* [TASK DESCRIPTION]: Where a line in the listing below contains the word "React", copy that line.

* [RECORDED DATA]:

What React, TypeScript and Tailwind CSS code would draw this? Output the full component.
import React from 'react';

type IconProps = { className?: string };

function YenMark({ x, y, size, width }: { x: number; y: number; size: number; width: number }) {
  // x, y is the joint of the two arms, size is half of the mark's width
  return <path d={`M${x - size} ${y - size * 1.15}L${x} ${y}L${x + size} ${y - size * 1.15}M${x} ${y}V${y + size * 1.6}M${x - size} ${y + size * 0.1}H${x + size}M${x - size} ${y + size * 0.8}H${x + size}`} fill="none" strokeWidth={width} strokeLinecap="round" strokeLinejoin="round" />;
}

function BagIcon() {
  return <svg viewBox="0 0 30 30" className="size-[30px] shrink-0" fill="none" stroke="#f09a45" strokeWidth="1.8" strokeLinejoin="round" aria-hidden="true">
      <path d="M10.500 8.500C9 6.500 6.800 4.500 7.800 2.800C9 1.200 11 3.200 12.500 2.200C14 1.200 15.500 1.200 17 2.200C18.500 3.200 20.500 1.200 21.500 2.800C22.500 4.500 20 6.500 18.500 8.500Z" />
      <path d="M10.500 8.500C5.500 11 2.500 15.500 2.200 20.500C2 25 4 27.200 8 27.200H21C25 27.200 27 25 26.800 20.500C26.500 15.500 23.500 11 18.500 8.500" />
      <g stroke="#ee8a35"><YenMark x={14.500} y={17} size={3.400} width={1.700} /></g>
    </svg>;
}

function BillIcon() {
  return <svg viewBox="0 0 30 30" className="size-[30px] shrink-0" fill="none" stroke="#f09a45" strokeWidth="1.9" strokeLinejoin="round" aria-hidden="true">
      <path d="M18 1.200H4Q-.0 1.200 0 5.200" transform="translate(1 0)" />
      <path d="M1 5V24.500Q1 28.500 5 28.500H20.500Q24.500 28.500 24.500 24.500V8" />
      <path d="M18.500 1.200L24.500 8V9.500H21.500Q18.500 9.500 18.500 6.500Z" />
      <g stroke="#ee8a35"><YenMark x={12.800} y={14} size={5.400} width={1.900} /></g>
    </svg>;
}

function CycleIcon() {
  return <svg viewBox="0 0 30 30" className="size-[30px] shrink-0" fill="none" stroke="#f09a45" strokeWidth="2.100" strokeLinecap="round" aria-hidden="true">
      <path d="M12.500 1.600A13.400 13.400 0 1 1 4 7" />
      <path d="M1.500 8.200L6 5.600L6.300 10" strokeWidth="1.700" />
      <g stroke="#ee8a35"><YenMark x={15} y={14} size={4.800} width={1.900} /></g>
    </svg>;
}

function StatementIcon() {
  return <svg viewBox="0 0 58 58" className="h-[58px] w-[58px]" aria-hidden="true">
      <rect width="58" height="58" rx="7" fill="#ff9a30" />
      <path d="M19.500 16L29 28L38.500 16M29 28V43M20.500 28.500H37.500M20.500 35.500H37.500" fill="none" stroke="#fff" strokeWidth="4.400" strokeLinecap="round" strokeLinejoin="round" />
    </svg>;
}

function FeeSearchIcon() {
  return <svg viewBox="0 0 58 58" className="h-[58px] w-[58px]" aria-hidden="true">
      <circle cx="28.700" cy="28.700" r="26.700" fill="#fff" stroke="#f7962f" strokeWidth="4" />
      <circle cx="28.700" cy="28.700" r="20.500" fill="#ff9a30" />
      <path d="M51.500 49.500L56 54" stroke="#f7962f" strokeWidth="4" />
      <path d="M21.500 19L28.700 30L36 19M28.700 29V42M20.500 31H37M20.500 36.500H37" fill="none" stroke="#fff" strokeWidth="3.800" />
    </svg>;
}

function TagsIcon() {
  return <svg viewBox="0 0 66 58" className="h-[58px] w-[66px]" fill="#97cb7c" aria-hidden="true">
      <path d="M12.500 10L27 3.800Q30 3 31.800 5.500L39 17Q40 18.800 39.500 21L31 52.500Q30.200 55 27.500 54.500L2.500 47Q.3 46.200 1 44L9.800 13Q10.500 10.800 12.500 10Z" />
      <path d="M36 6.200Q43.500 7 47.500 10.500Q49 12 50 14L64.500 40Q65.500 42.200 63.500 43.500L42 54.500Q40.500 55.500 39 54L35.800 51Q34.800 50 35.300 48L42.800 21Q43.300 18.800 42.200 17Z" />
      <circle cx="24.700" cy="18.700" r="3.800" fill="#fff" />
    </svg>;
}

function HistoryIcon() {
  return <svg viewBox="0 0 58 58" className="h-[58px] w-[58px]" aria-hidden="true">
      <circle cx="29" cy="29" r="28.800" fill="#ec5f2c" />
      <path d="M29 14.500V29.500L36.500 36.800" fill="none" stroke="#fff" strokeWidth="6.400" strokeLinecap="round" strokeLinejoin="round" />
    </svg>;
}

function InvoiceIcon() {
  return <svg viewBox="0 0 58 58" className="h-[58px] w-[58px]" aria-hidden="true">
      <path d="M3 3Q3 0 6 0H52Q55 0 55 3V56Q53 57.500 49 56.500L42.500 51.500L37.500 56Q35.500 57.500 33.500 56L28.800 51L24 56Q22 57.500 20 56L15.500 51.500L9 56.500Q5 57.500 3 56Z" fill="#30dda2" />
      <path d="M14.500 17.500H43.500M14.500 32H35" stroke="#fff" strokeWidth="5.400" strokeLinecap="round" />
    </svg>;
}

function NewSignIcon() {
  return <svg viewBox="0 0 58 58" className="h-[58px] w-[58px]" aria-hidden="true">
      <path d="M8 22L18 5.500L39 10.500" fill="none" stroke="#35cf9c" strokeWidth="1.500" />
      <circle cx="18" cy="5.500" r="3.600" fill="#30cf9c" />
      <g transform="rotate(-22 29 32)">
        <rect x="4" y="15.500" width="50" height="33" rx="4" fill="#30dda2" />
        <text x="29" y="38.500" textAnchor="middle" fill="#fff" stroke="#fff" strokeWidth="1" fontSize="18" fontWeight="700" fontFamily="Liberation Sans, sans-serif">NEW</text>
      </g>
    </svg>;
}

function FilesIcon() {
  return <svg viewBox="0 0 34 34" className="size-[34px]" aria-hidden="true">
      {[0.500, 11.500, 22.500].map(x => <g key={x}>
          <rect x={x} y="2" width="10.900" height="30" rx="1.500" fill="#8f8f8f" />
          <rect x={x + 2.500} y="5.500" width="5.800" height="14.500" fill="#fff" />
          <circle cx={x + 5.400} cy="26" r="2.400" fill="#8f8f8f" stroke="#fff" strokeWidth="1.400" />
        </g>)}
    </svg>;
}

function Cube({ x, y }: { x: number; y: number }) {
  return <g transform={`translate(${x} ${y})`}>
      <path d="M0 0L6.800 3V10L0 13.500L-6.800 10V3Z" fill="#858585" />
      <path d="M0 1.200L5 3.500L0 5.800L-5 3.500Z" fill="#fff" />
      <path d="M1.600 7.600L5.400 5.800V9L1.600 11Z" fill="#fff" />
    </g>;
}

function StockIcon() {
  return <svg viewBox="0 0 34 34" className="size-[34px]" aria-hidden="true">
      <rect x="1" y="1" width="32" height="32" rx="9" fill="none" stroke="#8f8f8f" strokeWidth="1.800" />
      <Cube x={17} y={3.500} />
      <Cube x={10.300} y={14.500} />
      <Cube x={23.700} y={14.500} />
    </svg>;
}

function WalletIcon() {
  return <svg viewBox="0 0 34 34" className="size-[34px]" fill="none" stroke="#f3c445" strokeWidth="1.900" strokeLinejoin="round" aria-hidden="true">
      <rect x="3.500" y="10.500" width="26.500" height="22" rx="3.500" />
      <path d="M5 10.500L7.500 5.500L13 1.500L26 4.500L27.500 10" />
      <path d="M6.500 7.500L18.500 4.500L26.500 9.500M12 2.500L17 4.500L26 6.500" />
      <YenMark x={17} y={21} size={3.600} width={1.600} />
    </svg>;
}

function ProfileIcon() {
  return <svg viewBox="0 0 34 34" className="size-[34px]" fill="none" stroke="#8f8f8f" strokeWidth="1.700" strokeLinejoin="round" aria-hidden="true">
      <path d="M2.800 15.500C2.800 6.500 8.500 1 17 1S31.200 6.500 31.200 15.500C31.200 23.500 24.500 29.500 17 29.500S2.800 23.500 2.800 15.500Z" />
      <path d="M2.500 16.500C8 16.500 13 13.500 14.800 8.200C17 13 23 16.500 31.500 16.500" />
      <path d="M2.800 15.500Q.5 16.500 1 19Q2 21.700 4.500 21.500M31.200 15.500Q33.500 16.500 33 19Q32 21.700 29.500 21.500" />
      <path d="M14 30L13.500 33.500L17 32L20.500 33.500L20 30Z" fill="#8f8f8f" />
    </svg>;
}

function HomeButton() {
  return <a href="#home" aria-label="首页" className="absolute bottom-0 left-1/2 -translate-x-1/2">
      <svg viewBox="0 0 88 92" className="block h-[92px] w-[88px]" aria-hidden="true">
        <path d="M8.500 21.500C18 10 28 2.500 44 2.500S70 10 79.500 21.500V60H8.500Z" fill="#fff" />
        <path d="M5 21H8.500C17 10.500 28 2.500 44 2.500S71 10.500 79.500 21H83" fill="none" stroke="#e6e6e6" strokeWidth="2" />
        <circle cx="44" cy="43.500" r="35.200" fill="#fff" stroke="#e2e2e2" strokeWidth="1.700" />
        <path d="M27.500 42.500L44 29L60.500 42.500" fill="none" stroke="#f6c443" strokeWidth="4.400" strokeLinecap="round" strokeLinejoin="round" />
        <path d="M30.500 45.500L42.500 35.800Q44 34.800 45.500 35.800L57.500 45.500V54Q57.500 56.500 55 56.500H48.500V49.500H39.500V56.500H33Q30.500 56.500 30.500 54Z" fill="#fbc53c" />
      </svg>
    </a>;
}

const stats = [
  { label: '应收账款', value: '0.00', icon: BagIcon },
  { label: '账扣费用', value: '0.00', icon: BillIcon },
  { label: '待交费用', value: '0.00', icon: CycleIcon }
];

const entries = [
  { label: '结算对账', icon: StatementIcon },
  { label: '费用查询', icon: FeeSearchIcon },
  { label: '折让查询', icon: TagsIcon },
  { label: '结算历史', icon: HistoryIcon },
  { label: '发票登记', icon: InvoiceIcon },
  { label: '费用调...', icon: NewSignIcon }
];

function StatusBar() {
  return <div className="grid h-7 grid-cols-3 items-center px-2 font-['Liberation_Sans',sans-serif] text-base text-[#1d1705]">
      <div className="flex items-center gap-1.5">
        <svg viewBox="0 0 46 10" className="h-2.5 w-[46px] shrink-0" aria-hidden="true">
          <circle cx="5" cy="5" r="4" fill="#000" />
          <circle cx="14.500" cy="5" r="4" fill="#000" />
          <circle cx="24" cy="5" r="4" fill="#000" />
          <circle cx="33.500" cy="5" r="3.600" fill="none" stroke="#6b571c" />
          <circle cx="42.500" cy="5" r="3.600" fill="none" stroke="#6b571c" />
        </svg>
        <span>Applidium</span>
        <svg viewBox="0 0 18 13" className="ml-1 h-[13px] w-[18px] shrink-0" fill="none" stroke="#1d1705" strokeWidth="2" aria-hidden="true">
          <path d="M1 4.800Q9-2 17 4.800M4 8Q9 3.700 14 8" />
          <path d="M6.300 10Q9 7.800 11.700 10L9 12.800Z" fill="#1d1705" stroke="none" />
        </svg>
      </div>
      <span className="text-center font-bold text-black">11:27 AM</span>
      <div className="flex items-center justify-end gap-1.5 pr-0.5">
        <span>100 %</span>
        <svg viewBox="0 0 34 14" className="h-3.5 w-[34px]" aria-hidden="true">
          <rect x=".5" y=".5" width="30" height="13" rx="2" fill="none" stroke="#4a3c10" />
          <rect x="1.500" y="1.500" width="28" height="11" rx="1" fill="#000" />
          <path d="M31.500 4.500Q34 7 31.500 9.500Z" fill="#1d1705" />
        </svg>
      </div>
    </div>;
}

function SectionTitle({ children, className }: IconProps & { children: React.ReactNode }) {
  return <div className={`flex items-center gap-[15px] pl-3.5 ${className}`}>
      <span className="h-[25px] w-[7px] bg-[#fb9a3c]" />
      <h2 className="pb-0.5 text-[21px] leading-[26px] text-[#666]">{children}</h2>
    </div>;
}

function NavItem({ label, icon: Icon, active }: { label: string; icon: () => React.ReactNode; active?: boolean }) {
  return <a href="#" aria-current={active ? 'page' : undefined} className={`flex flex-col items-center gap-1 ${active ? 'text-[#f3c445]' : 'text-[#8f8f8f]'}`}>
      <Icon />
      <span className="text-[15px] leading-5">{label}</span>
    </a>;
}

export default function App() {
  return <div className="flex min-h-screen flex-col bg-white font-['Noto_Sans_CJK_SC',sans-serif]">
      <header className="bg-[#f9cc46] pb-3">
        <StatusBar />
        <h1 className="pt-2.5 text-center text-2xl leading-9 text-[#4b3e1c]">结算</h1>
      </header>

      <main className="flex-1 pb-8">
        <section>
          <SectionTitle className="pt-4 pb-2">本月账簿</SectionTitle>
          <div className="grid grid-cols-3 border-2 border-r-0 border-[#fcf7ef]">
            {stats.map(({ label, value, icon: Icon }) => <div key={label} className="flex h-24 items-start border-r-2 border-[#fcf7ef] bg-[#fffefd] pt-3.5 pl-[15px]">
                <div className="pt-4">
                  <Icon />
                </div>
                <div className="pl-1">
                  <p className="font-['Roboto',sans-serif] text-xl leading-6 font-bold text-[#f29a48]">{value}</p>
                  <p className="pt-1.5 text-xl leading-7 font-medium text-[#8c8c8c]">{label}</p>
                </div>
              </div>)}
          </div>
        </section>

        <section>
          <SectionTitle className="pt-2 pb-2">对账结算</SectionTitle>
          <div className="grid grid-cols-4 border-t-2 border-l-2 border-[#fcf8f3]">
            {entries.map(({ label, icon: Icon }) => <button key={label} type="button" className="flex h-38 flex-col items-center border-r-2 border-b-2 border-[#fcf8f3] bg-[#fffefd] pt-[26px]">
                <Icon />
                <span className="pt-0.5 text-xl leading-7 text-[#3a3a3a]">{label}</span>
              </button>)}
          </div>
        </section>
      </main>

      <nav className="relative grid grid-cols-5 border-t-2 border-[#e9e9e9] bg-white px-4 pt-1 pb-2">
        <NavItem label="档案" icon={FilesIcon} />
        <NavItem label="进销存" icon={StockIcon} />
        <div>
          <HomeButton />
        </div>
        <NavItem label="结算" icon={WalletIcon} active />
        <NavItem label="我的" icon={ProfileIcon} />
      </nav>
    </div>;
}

* [RESPONSE]:
What React, TypeScript and Tailwind CSS code would draw this? Output the full component.
import React from 'react';
function SectionTitle({ children, className }: IconProps & { children: React.ReactNode }) {
function NavItem({ label, icon: Icon, active }: { label: string; icon: () => React.ReactNode; active?: boolean }) {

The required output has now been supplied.